More strong Williams' themes by Jeffery (May 2, 2003)
This is quite simply one of Williams' better "forgotten" scores. It unfortunately has not received a mainstream CD pressing; and although there has been a complete set of tracks on the Film Score Monthly version, I am reviewing the 1975 LP. The most impressive is the wonderfully strong "Main Title" theme which Williams weaves cleverly throughout the film--it becomes more vulnerable and minor as the story of a burning skyscraper progresses and then an anthem in the film's conclusion. Because its an Irwin Allen production, it is an all-star soap opera--with dozens of surfacey, different personalities in the midst of disaster. Williams' "Something for ..." themes for each of the major characters in the film are compelling--watching the film you witness Williams' genius at timing--as each of the characters appear onscreen so does the sweep of their theme music. The Kasha-Hirschorn penned ballad "We May Never Love Like This Again" appears, warbled by Maureen McGovern. Although it wasn't a #1 hit like "The Morning After," it won the Academy Award and maintains a sort of dated, eerie presence on the soundtrack. Also eerie are the padded synths on "Trapped Lovers" and the almost unbearble build in "Planting the Charges"--more high notes in Williams' fantastic 1970s repertoire .
My First John Williams Soundtrack by Luis M. Ramos (October 20, 2002)
The original Warner Bros. album for "The Towering Inferno" was the first score by John Williams ever to enter my collection. I was far from believing that I would be getting more albums by this gentleman so he could become my favorite composer ever. However the album suffered from repeated listens from my part, especially the main title.
And I'd like to thank the people from Film Score Monthly for releasing a complete and definitive CD of this score. I have to admit that the dark mood in certain tracks ('Doug's Fall/Piggy Back Ride', 'Lisolette's Descent') have left me kind of displeased, but listening to the main title on this magnificent recording makes me forget that dark music. The main title is great indeed, and after that, there is 'Planting The Charges', which I consider one of the best thrilling cues I've ever heard in my life. The easy listening tracks are very interesting, especially 'Lisolette And Harlee' and the original album version of 'Susan And Doug'. Two versions of Maureen McGovern's song are heard here on this album, but I personally prefer the album version.

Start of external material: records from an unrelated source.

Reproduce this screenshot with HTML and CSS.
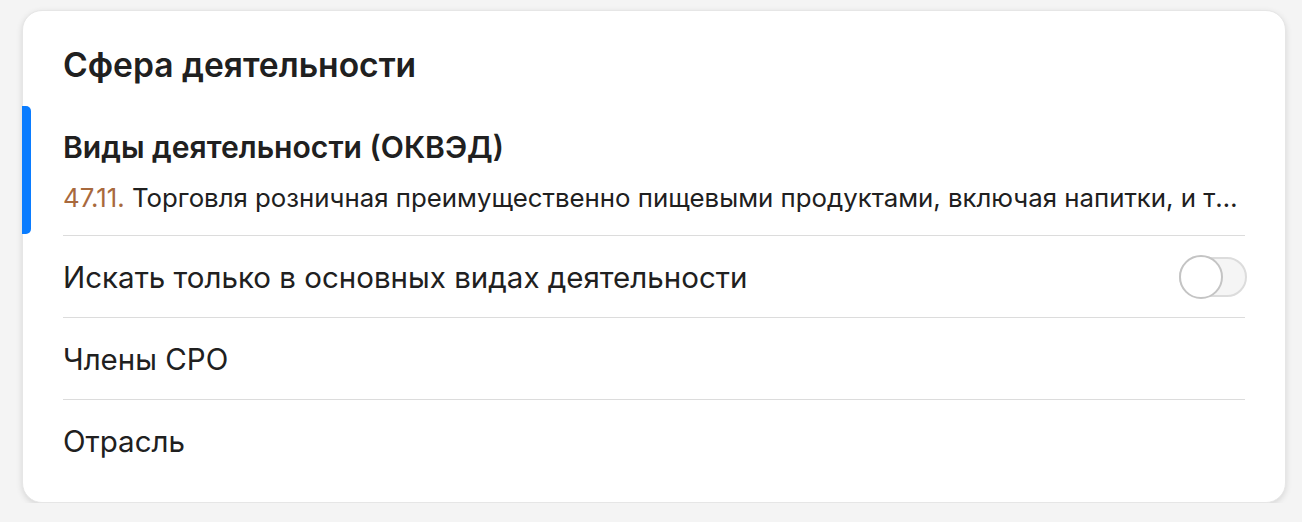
FILE: index.html
```html
<!DOCTYPE html>
<html lang="ru">
<head>
<meta charset="utf-8">
<title>Сфера деятельности</title>
<link rel="stylesheet" href="styles.css">
</head>
<body>
<div class="page">
  <section class="card">
    <h2 class="card-title">Сфера деятельности</h2>
    <div class="section section-active">
      <span class="accent-bar"></span>
      <div class="section-title">Виды деятельности (ОКВЭД)</div>
      <div class="section-value"><span class="code">47.11.</span> Торговля розничная преимущественно пищевыми продуктами, включая напитки, и табачными изделиями в неспециализированных магазинах</div>
    </div>
    <div class="row">
      <span class="row-label">Искать только в основных видах деятельности</span>
      <span class="toggle"><span class="toggle-knob"></span></span>
    </div>
    <div class="row">
      <span class="row-label">Члены СРО</span>
    </div>
    <div class="row row-last">
      <span class="row-label">Отрасль</span>
    </div>
  </section>
</div>
</body>
</html>
```
FILE: styles.css
```css
* { box-sizing: border-box; }
html, body { margin: 0; padding: 0; }
body {
  background: #f4f4f4;
  font-family: Inter, "Noto Sans", sans-serif;
  color: #202020;
}
.page {
  padding: 10px 16px 0 22px;
}
.card {
  position: relative;
  width: 1264px;
  height: 493px;
  background: #ffffff;
  border: 1px solid #e6e6e6;
  border-radius: 20px;
  box-shadow: 0 2px 6px rgba(0,0,0,0.12);
  padding: 0 40px 22px 40px;
  display: flex;
  flex-direction: column;
}
.card-title {
  margin: 0;
  padding: 34px 0 21px 0;
  font-size: 33.6px;
  line-height: 40px;
  font-weight: 600;
  letter-spacing: 0;
}
.section {
  border-bottom: 1px solid #dcdcdc;
  padding: 24px 0 0 0;
  height: 130px;
  flex: none;
}
.accent-bar {
  position: absolute;
  left: -1px;
  top: 95px;
  width: 9px;
  height: 128px;
  background: #0a7cff;
  border-radius: 0 5px 5px 0;
}
.section-title {
  font-size: 30.1px;
  line-height: 34px;
  font-weight: 600;
  letter-spacing: 0;
}
.section-value {
  margin-top: 19px;
  font-size: 25.8px;
  line-height: 30px;
  white-space: nowrap;
  overflow: hidden;
  text-overflow: ellipsis;
  padding-right: 6px;
}
.code { color: #a8693d; }
.row {
  height: 82px;
  flex: none;
  border-bottom: 1px solid #dcdcdc;
  display: flex;
  align-items: center;
  justify-content: space-between;
}
.row-last { border-bottom: none; }
.row-label {
  font-size: 29.5px;
  line-height: 34px;
}
.toggle {
  position: relative;
  flex: none;
  width: 68px;
  height: 40px;
  margin-right: -2px;
  border-radius: 20px;
  background: #f5f5f5;
  border: 2px solid #dcdcdc;
}
.toggle-knob {
  position: absolute;
  left: -2px;
  top: -4px;
  width: 44px;
  height: 44px;
  border-radius: 50%;
  background: #ffffff;
  border: 2px solid #c4c4c4;
}
```
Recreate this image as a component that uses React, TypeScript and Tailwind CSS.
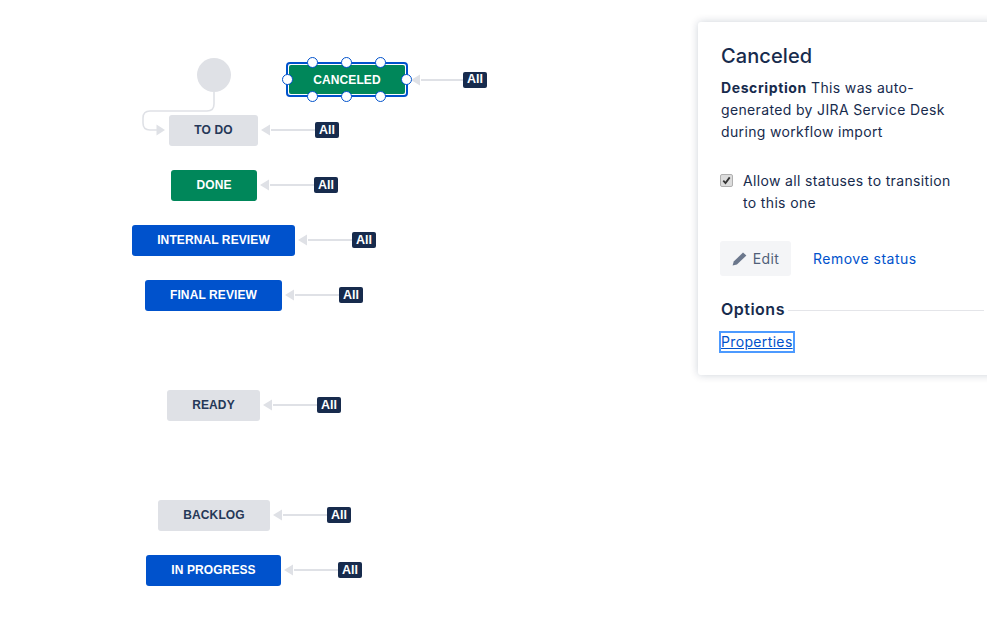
const nodes = [
  { label: "TO DO", pos: "left-[169px] top-[114.5px]", w: "w-[89px]", color: "bg-[#dfe1e6] text-[#253858]" },
  { label: "DONE", pos: "left-[171px] top-[169.5px]", w: "w-[86px]", color: "bg-[#00875a] text-white" },
  { label: "INTERNAL REVIEW", pos: "left-[132px] top-[224.5px]", w: "w-[163px]", color: "bg-[#0052cc] text-white" },
  { label: "FINAL REVIEW", pos: "left-[145px] top-[279.5px]", w: "w-[137px]", color: "bg-[#0052cc] text-white" },
  { label: "READY", pos: "left-[167px] top-[389.5px]", w: "w-[93px]", color: "bg-[#dfe1e6] text-[#253858]" },
  { label: "BACKLOG", pos: "left-[158px] top-[499.5px]", w: "w-[112px]", color: "bg-[#dfe1e6] text-[#253858]" },
  { label: "IN PROGRESS", pos: "left-[146px] top-[554.5px]", w: "w-[135px]", color: "bg-[#0052cc] text-white" },
];

const sans = "font-['Liberation_Sans',Arial,sans-serif]";
const ui = "font-['Inter','Noto_Sans',sans-serif]";

function Connector({ width }: { width: string }) {
  return (
    <div className={`flex items-center pl-[3px] ${width}`}>
      <svg width="10" height="12" viewBox="0 0 10 12" className="shrink-0">
        <path d="M0 6 L9 0.5 V11.5 Z" fill="#dfe1e6" />
      </svg>
      <div className="h-[2px] flex-1 bg-[#dfe1e6]" />
    </div>
  );
}

function Badge() {
  return (
    <div className={`flex h-[16px] w-[24px] items-center justify-center rounded-[2px] bg-[#172b4d] text-[12.5px] font-bold text-white ${sans}`}>
      All
    </div>
  );
}

function Handle({ pos }: { pos: string }) {
  return <div className={`absolute h-[11px] w-[11px] rounded-full border-[1.5px] border-[#0052cc] bg-white ${pos}`} />;
}

export default function App() {
  return (
    <div className={`relative h-[644px] w-[987px] overflow-hidden bg-white ${sans}`}>
      {/* start node and its elbow */}
      <div className="absolute left-[197px] top-[58px] h-[34px] w-[34px] rounded-full bg-[#dfe1e6]" />
      <svg className="absolute left-[140px] top-[90px]" width="80" height="50" viewBox="0 0 80 50">
        <path d="M74 2 V14 Q74 21 67 21 H10 Q3 21 3 28 V33 Q3 40 10 40 H17" fill="none" stroke="#dfe1e6" strokeWidth="1.6" />
        <path d="M25 40 L16.5 34.5 V45.5 Z" fill="#dfe1e6" />
      </svg>

      {/* selected status */}
      <div className="absolute left-[286px] top-[62px] flex items-center">
        <div className="relative h-[35px] w-[122px] rounded-[4px] border-2 border-[#0052cc] p-[1px]">
          <div className="flex h-full items-center justify-center rounded-[2px] bg-[#00875a] text-[12px] font-bold tracking-[0.1px] text-white">
            CANCELED
          </div>
          <Handle pos="left-[19px] top-[-7px]" />
          <Handle pos="left-[53px] top-[-7px]" />
          <Handle pos="left-[87px] top-[-7px]" />
          <Handle pos="left-[19px] bottom-[-7px]" />
          <Handle pos="left-[53px] bottom-[-7px]" />
          <Handle pos="left-[87px] bottom-[-7px]" />
          <Handle pos="left-[-6px] top-[10px]" />
          <Handle pos="right-[-6px] top-[10px]" />
        </div>
        <Connector width="w-[55px]" />
        <Badge />
      </div>

      {/* status nodes */}
      {nodes.map((n) => (
        <div key={n.label} className={`absolute flex items-center ${n.pos}`}>
          <div className={`flex h-[31px] items-center justify-center rounded-[3px] text-[12px] font-bold tracking-[0.1px] ${n.w} ${n.color}`}>
            {n.label}
          </div>
          <Connector width="w-[57px]" />
          <Badge />
        </div>
      ))}

      {/* details panel */}
      <aside className={`absolute left-[698px] top-[22px] h-[353px] w-[300px] rounded-[3px] bg-white pl-[23px] pt-[20px] text-[14px] leading-[22px] tracking-[0.35px] text-[#172b4d] shadow-[0_0_8px_rgba(9,30,66,0.2)] ${ui}`}>
        <h2 className="text-[20px] font-medium leading-[28px] tracking-[0.1px]">Canceled</h2>
        <p className="mt-[7px] w-[235px]">
          <strong className="font-bold tracking-[0.6px]">Description</strong> This was auto-generated by JIRA Service Desk during workflow import
        </p>
        <label className="-ml-[1px] mt-[27px] flex w-[240px] items-start">
          <span className="mt-[4px] flex h-[13px] w-[13px] shrink-0 items-center justify-center rounded-[2px] border border-[#b0b0b0] bg-[#dcdcdc]">
            <svg width="9" height="9" viewBox="0 0 9 9">
              <path d="M1.3 4.6 L3.5 7 L7.7 1.4" fill="none" stroke="#333" strokeWidth="1.8" />
            </svg>
          </span>
          <span className="ml-[10px] w-[215px]">Allow all statuses to transition to this one</span>
        </label>
        <div className="-ml-[1px] mt-[27px] flex items-center">
          <button className="flex h-[35px] w-[71px] items-center justify-center gap-[6px] rounded-[3px] bg-[#f4f5f7] text-[#505f79]">
            <svg width="15" height="14" viewBox="0 0 15 14">
              <path d="M11 0.6 L14.4 3.6 L4.9 12.4 L0.6 13.6 L1.7 9.5 Z" fill="#6b778c" />
            </svg>
            Edit
          </button>
          <a className="ml-[22px] tracking-[0.5px] text-[#0052cc]">Remove status</a>
        </div>
        <div className="mt-[22px] flex items-center">
          <h3 className="text-[16px] font-semibold leading-[22px] tracking-[0.5px]">Options</h3>
          <div className="ml-[3px] mt-[2px] h-[1px] w-[196px] bg-[#e4e5e9]" />
        </div>
        <a className="mt-[13px] inline-block text-[#0052cc] underline leading-[18px] outline-2 outline-[#4c9aff] outline-offset-0">Properties</a>
      </aside>
    </div>
  );
}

This is doubtlessly a great album, and the first one in a series of works by John Williams that I've collected through my twenty five years as a soundtrack collector. After "The Towering Inferno", I went on buying Williams' "Jaws" and "Earthquake", which paved the road to my admiration for this composer. "Star Wars" and "Superman-The Movie" cemented it.
Mushy lounge music/thrilling action cues by Bret Wheadon (January 23, 2002)
The Towering Inferno, John Williams' 1974 effort, shows some of the promise that would later blossom with "Jaws," "Star Wars," "Close Encounters," et. al. Beginning with a prominent main title, moody cues such as "The First Victims" which uses a bass-line piano figure, changing to trumpet flares which effectively increase the tension.
However, the first third of the disc is relatively undistinguished, as the film introduces the main characters and their situations, the listener is forced to endure rather soppy lounge music; light synthesizers and strings before the action cues come into play. We're even pummeled by the ultra-cheese of Maureen McGovern singing such "Love Boat"-wannabe anthems as "We May Never Love Like This Again," (of which we are treated to two versions).
That said, the final two-thirds of the soundtrack is vintage Williams, with thrilling, melodic lines and dark, moody action cues pointing the way to his later, greater accomplishments.